> [Data extract]:
|---|
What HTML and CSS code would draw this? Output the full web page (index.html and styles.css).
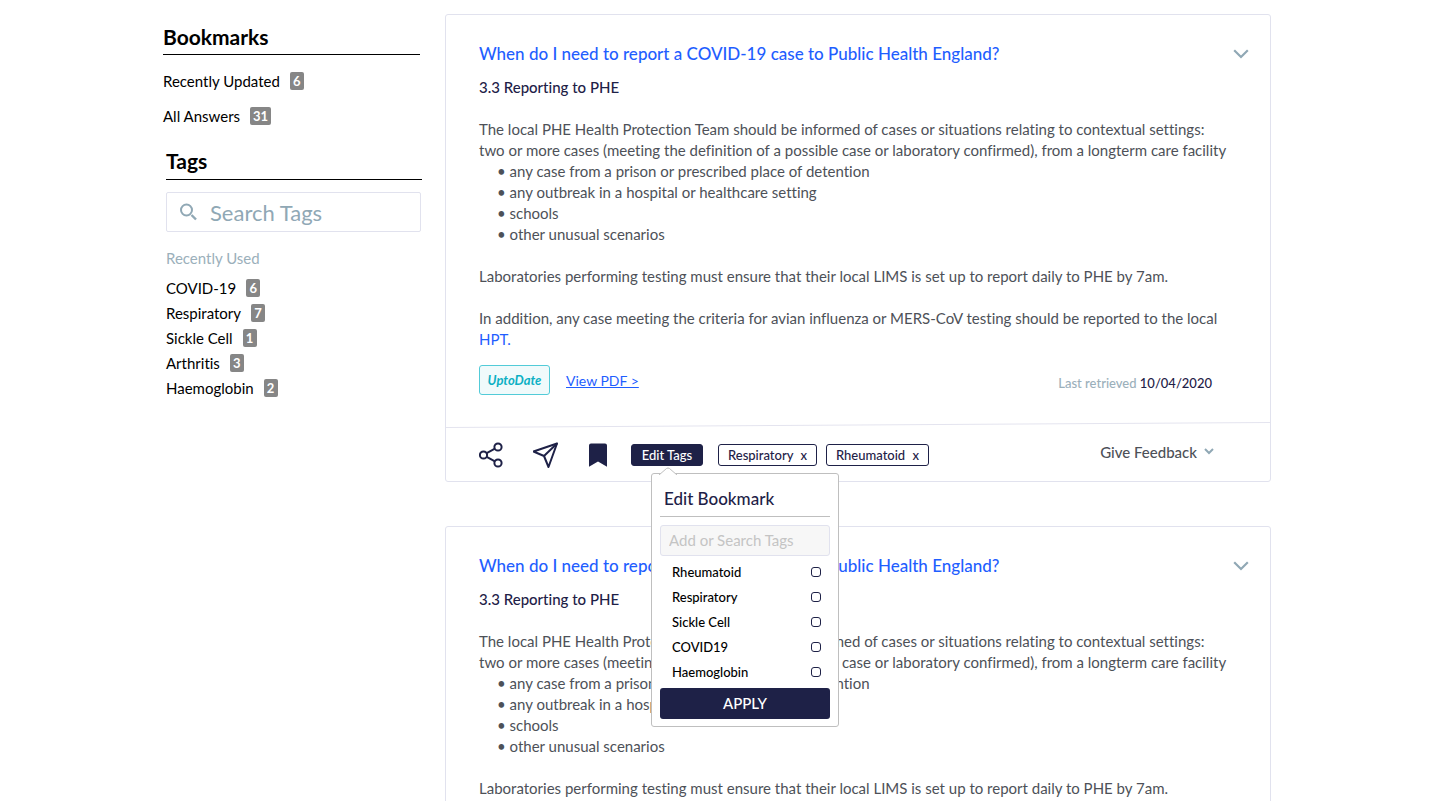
FILE: index.html
```
<!DOCTYPE html>
<html lang="en">
<head>
    <meta charset="UTF-8">
    <meta name="viewport" content="width=device-width, initial-scale=1.0">
    <title>Bookmarks</title>
    <link rel="stylesheet" href="styles.css">
</head>
<body>
    <div class="page">
        <!-- Sidebar -->
        <aside class="sidebar">
            <h2>Bookmarks</h2>
            <ul class="bookmarks">
                <li><a href="#">Recently Updated</a><span class="count">6</span></li>
                <li><a href="#">All Answers</a><span class="count">31</span></li>
            </ul>

            <section class="tags">
                <h2>Tags</h2>
                <div class="search">
                    <svg width="18" height="18" viewBox="0 0 18 18" fill="none" stroke="#90a8b5" stroke-width="2">
                        <circle cx="6.500" cy="7" r="5.500"/>
                        <path d="M11.500 12l4.500 4.500" stroke-width="2.4"/>
                    </svg>
                    <input type="text" placeholder="Search Tags" aria-label="Search Tags">
                </div>
                <h3>Recently Used</h3>
                <ul class="recent">
                    <li><a href="#">COVID-19</a><span class="count">6</span></li>
                    <li><a href="#">Respiratory</a><span class="count">7</span></li>
                    <li><a href="#">Sickle Cell</a><span class="count">1</span></li>
                    <li><a href="#">Arthritis</a><span class="count">3</span></li>
                    <li><a href="#">Haemoglobin</a><span class="count">2</span></li>
                </ul>
            </section>
        </aside>

        <!-- Answers -->
        <main class="answers">
            <article class="card">
                <div class="content">
                    <header>
                        <a class="title" href="#">When do I need to report a COVID-19 case to Public Health England?</a>
                        <button class="toggle" aria-label="Collapse">
                            <svg width="16" height="10" viewBox="0 0 16 10" fill="none" stroke="#90a8b5" stroke-width="2.2"><path d="M1.2 1.3L8 8l6.800-6.700"/></svg>
                        </button>
                    </header>
                    <h4>3.3 Reporting to PHE</h4>
                    <div class="text">
                        <p>The local PHE Health Protection Team should be informed of cases or situations relating to contextual settings:<br>two or more cases (meeting the definition of a possible case or laboratory confirmed), from a longterm care facility</p>
                        <ul>
                            <li>any case from a prison or prescribed place of detention</li>
                            <li>any outbreak in a hospital or healthcare setting</li>
                            <li>schools</li>
                            <li>other unusual scenarios</li>
                        </ul>
                        <p>Laboratories performing testing must ensure that their local LIMS is set up to report daily to PHE by 7am.</p>
                        <p>In addition, any case meeting the criteria for avian influenza or MERS-CoV testing should be reported to the local<br><a href="#">HPT.</a></p>
                    </div>
                    <div class="source">
                        <span class="uptodate">UptoDate</span>
                        <a href="#">View PDF &gt;</a>
                        <span class="retrieved">Last retrieved <time>10/04/2020</time></span>
                    </div>
                </div>
                <svg class="divider" height="6" viewBox="0 0 824 6" preserveAspectRatio="none"><path d="M0 5.5L824 .5" stroke="#e4e4ef"/></svg>
                <footer>
                    <button class="icon" aria-label="Share">
                        <svg width="26" height="28" viewBox="0 0 26 28" fill="none" stroke="#1e2147" stroke-width="2">
                            <circle cx="4.500" cy="14" r="3.600"/>
                            <circle cx="19" cy="6" r="3.600"/>
                            <circle cx="19" cy="22" r="3.600"/>
                            <path d="M7.700 12.200l8.200-4.500M7.700 15.800l8.200 4.500"/>
                        </svg>
                    </button>
                    <button class="icon" aria-label="Send">
                        <svg width="26" height="28" viewBox="0 0 26 28" fill="none" stroke="#1e2147" stroke-width="2" stroke-linejoin="round">
                            <path d="M24 2.500L0.500 10.500l10.500 4.500L15.500 26z"/>
                            <path d="M24 2.500L11 15"/>
                        </svg>
                    </button>
                    <button class="icon" aria-label="Bookmark">
                        <svg width="20" height="28" viewBox="0 0 20 28"><path d="M3 2.500h14a2 2 0 0 1 2 2v21.300l-9-5.300-9 5.300V4.500a2 2 0 0 1 2-2z" fill="#1e2147"/></svg>
                    </button>
                    <div class="edit">
                        <button class="edit-tags">Edit Tags</button>
                        <form class="popover">
                            <svg class="arrow" width="20" height="8" viewBox="0 0 20 8"><path d="M1 8L8.500 1.500q1.500-1 3 0L19 8" fill="#fff" stroke="#bfbfbf"/></svg>
                            <h3>Edit Bookmark</h3>
                            <input type="text" placeholder="Add or Search Tags" aria-label="Add or Search Tags">
                            <label>Rheumatoid<input type="checkbox"></label>
                            <label>Respiratory<input type="checkbox"></label>
                            <label>Sickle Cell<input type="checkbox"></label>
                            <label>COVID19<input type="checkbox"></label>
                            <label>Haemoglobin<input type="checkbox"></label>
                            <button type="button">APPLY</button>
                        </form>
                    </div>
                    <button class="tag">Respiratory <span>x</span></button>
                    <button class="tag">Rheumatoid <span>x</span></button>
                    <button class="feedback">Give Feedback
                        <svg width="10" height="7" viewBox="0 0 10 7" fill="none" stroke="#90a8b5" stroke-width="2"><path d="M1 1l4 4 4-4"/></svg>
                    </button>
                </footer>
            </article>

            <article class="card">
                <div class="content">
                    <header>
                        <a class="title" href="#">When do I need to report a COVID-19 case to Public Health England?</a>
                        <button class="toggle" aria-label="Collapse">
                            <svg width="16" height="10" viewBox="0 0 16 10" fill="none" stroke="#90a8b5" stroke-width="2.2"><path d="M1.2 1.3L8 8l6.800-6.700"/></svg>
                        </button>
                    </header>
                    <h4>3.3 Reporting to PHE</h4>
                    <div class="text">
                        <p>The local PHE Health Protection Team should be informed of cases or situations relating to contextual settings:<br>two or more cases (meeting the definition of a possible case or laboratory confirmed), from a longterm care facility</p>
                        <ul>
                            <li>any case from a prison or prescribed place of detention</li>
                            <li>any outbreak in a hospital or healthcare setting</li>
                            <li>schools</li>
                            <li>other unusual scenarios</li>
                        </ul>
                        <p>Laboratories performing testing must ensure that their local LIMS is set up to report daily to PHE by 7am.</p>
                    </div>
                </div>
            </article>
        </main>
    </div>
</body>
</html>
```
FILE: styles.css
```
* {
    box-sizing: border-box;
}
body {
    margin: 0;
    height: 100vh;
    overflow: hidden;
    font-family: Lato, sans-serif;
    font-size: 15px;
    font-variant-ligatures: none;
    color: #000;
    background-color: #fff;
}
h2, h3, h4, p, ul {
    margin: 0;
    padding: 0;
}
ul {
    list-style: none;
}
button, input {
    font-family: inherit;
}
button {
    padding: 0;
    border: none;
    background: none;
    cursor: pointer;
}
svg {
    display: block;
}
a {
    color: #1f5eff;
    text-decoration: none;
}
.page {
    display: grid;
    grid-template-columns: 258px 1fr;
    gap: 24px;
    padding: 14px 166px 0 163px;
}

/* Sidebar */
.sidebar {
    padding-top: 8px;
}
.sidebar h2 {
    width: 257px;
    height: 33px;
    font-size: 21px;
    line-height: 30px;
    border-bottom: 1px solid #000;
}
.sidebar li {
    display: flex;
    align-items: center;
    gap: 10px;
    height: 25px;
}
.sidebar li a {
    color: #000;
}
.count {
    min-width: 14px;
    padding: 0 3px;
    border-radius: 2px;
    background-color: #868686;
    color: #fff;
    font-size: 13px;
    font-weight: 700;
    line-height: 18px;
    text-align: center;
}
.bookmarks {
    display: grid;
    gap: 10px;
    padding: 13px 0 18px;
}
.tags {
    padding-left: 3px;
}
.sidebar .tags h2 {
    width: 256px;
    height: 34px;
}
.search {
    display: flex;
    align-items: center;
    gap: 12px;
    height: 40px;
    margin-top: 12px;
    padding-left: 13px;
    border: 1px solid #e1e2ee;
    border-radius: 2px;
}
.search input {
    flex: 1;
    min-width: 0;
    padding: 0;
    border: none;
    outline: none;
    font-size: 22px;
}
.search input::placeholder {
    color: #90a8b5;
}
.tags h3 {
    margin: 16px 0 7px;
    color: #9bb0bb;
    font-size: 15px;
    font-weight: 400;
    line-height: 20px;
}

/* Answers */
.answers {
    display: grid;
    gap: 44px;
}
.card {
    border: 1px solid #e1e2ee;
    border-radius: 3px;
}
.content {
    padding: 27px 21px 27px 33px;
}
.content header {
    display: flex;
    align-items: center;
    justify-content: space-between;
}
.title {
    font-size: 17px;
    font-weight: 500;
    line-height: 24px;
}
.content h4 {
    margin-top: 11px;
    color: #1e2147;
    font-size: 15px;
    font-weight: 500;
    line-height: 20px;
}
.text {
    margin-top: 22px;
    color: #4d5158;
    line-height: 21px;
    white-space: nowrap;
}
.text ul {
    padding-left: 18px;
}
.text li::before {
    content: "• ";
}
.text p + p, .text ul + p {
    margin-top: 21px;
}
.source {
    display: flex;
    align-items: center;
    gap: 16px;
    margin-top: 15px;
    padding-right: 37px;
    font-size: 14px;
}
.source a {
    text-decoration: underline;
}
.uptodate {
    width: 71px;
    border: 1px solid #52cbd8;
    border-radius: 3px;
    background-color: #f0fafb;
    color: #0cb0c4;
    font-size: 13px;
    font-style: italic;
    font-weight: 700;
    line-height: 28px;
    text-align: center;
}
.retrieved {
    margin-left: auto;
    padding-top: 6px;
    color: #9bb0bb;
    font-size: 13px;
    font-weight: 500;
}
.retrieved time {
    color: #1e2147;
}
.divider {
    width: 100%;
}

/* Action bar */
.card footer {
    display: flex;
    align-items: center;
    height: 53px;
    padding: 0 56px 0 33px;
}
.icon {
    margin-right: 28px;
}
.icon + .icon + .icon {
    margin: 0 23px 0 1px;
}
.edit {
    position: relative;
    margin-right: 15px;
}
.edit-tags, .tag {
    display: block;
    height: 22px;
    border: 1px solid #1e2147;
    border-radius: 3px;
    color: #1e2147;
    font-size: 13px;
    font-weight: 500;
}
.edit-tags {
    width: 72px;
    background-color: #1e2147;
    color: #fff;
}
.tag {
    margin-right: 9px;
    padding: 0 9px;
}
.tag span {
    margin-left: 4px;
}
.feedback {
    display: flex;
    align-items: center;
    gap: 7px;
    margin-left: auto;
    padding-bottom: 6px;
    color: #4d5158;
    font-size: 15px;
    font-weight: 500;
}

/* Edit bookmark popover */
.popover {
    position: absolute;
    top: 29px;
    left: 20px;
    z-index: 1;
    width: 188px;
    padding: 7px 8px;
    border: 1px solid #bfbfbf;
    border-radius: 3px;
    background-color: #fff;
}
.arrow {
    position: absolute;
    top: -7px;
    left: 6px;
}
.popover h3 {
    height: 36px;
    margin-bottom: 8px;
    padding-left: 4px;
    border-bottom: 1px solid #bfbfbf;
    color: #1e2147;
    font-size: 17px;
    font-weight: 500;
    line-height: 36px;
}
.popover input[type="text"] {
    display: block;
    width: 100%;
    height: 31px;
    margin-bottom: 4px;
    padding: 0 8px;
    border: 1px solid #e1e2ee;
    border-radius: 3px;
    background-color: #f7f7f7;
    font-size: 15px;
}
.popover input::placeholder {
    color: #c4c4c4;
}
.popover label {
    display: flex;
    align-items: center;
    justify-content: space-between;
    height: 25px;
    padding: 0 9px 0 12px;
    font-size: 13px;
    font-weight: 500;
}
.popover input[type="checkbox"] {
    appearance: none;
    width: 10px;
    height: 10px;
    margin: 0;
    border: 1px solid #1e2147;
    border-radius: 3px;
}
.popover button {
    width: 100%;
    height: 31px;
    margin-top: 3px;
    border-radius: 3px;
    background-color: #1e2147;
    color: #fff;
    font-size: 15px;
    font-weight: 500;
}
```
|---|
> [The request]: Lines that include the word "page" — how many are there in the data? Answer with the number alone.

> [Exercise output]: 3